In a continuation of the infamous saga that never ends, Paul McCartney is now suing Sony to finally get back the rights to the songs he wrote for The Beatles.
McCartney was infamously “stabbed in the back” by his good friend Michael Jackson thirty years ago, when the American singer spent £33m on the ownership for ATV Music Publishing, which holds the rights for almost every song The Beatles ever wrote.
It was only last year that Jackson’s estate sold the singer’s half of the rights to Sony (which held the other half), so now Sir Paul is all about winning this quest to get back what was once his.

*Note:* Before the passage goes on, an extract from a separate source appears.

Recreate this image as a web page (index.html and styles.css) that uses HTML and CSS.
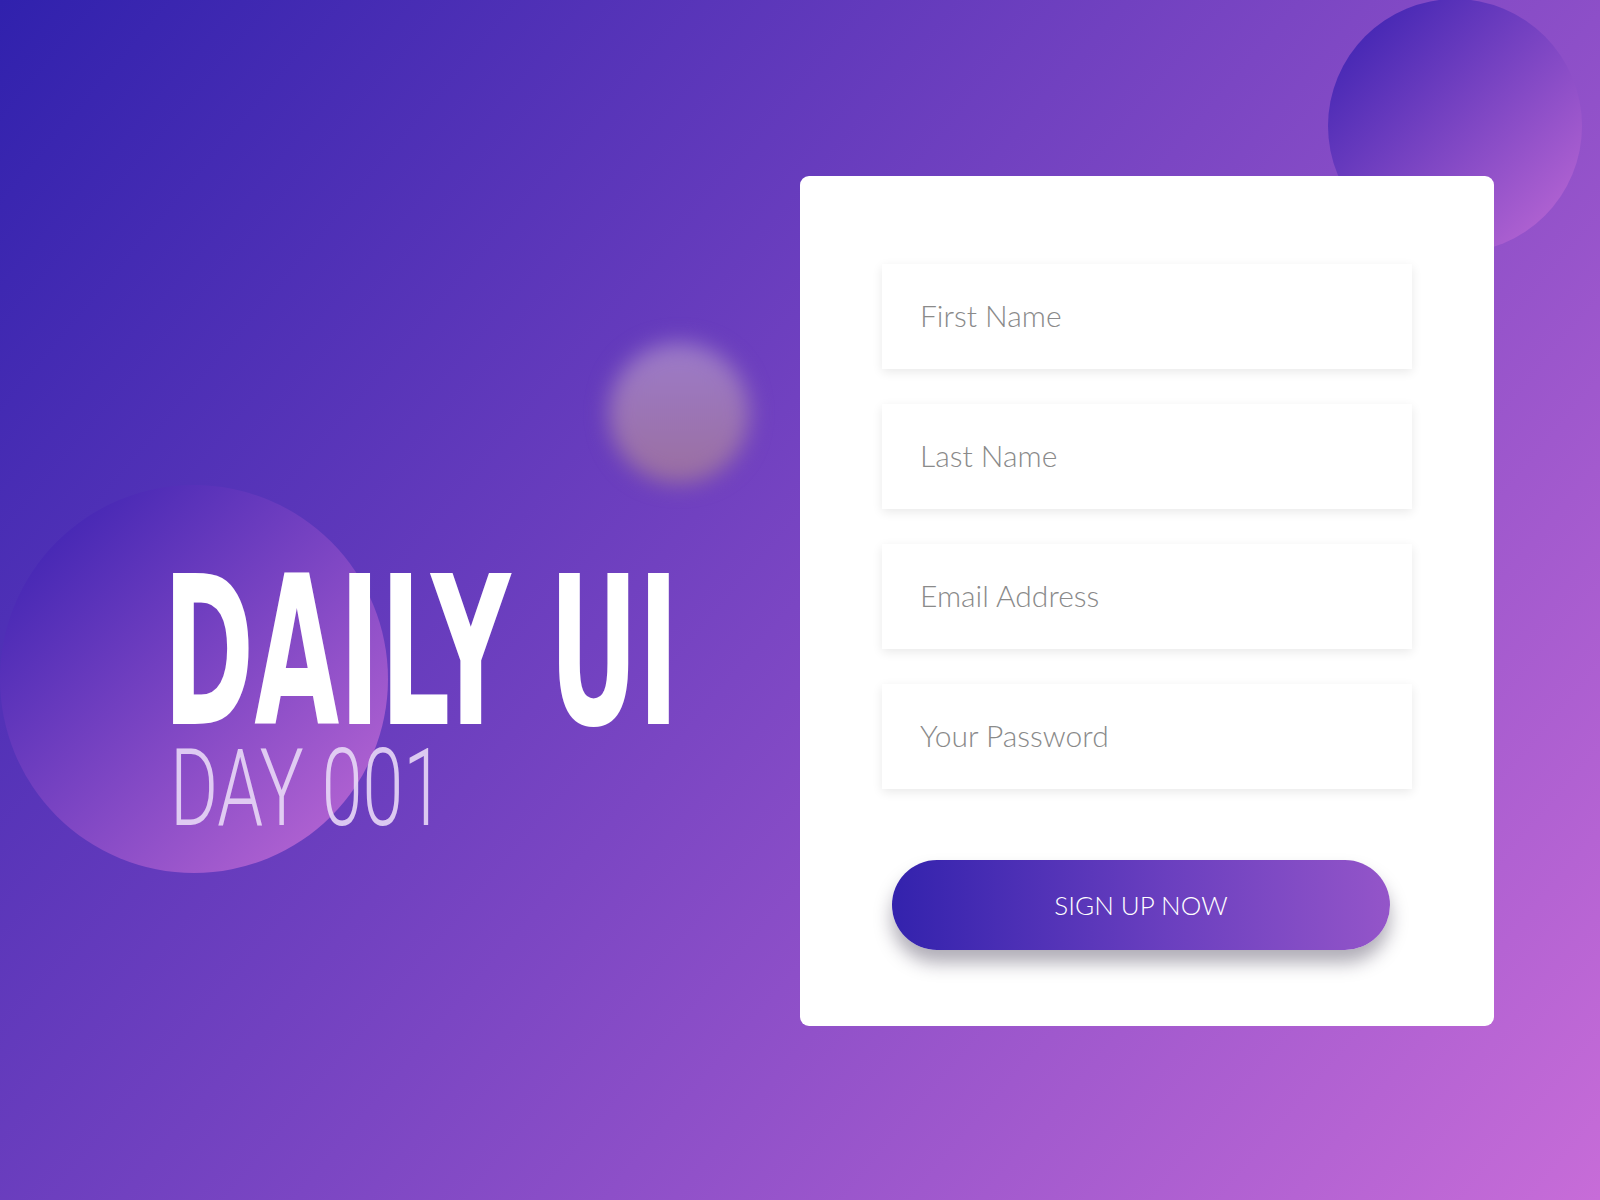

The Let It Be author has been fighting this fight for years, though, and has used the US Copyright Act of 1976 to be victorious, as this act means that he can reclaim the rights on songs written before 1978 within 56 years after being published. By the way, if you do the math, the first of the Beatles songs will turn 56 next year (their writing goes back to 1962), so Macca is now against the ropes.
But it’s not all what it seems. Sony has been tricking McCartney for a while now, apparently, because they promised they’d give him the rights and he is still waiting. So now the songwriter has had it and is taking the company to court. No one can say the Beatle doesn’t defend what’s his.
Not that he has money problems, but if he gets the rights, he will be even wealthier than he is now. But this is Paul McCartney we are talking about. He has every right in the world to own the songs that have moved and inspired millions of people, and get millions of pounds in return for that. Surely, he and Sony can work it out.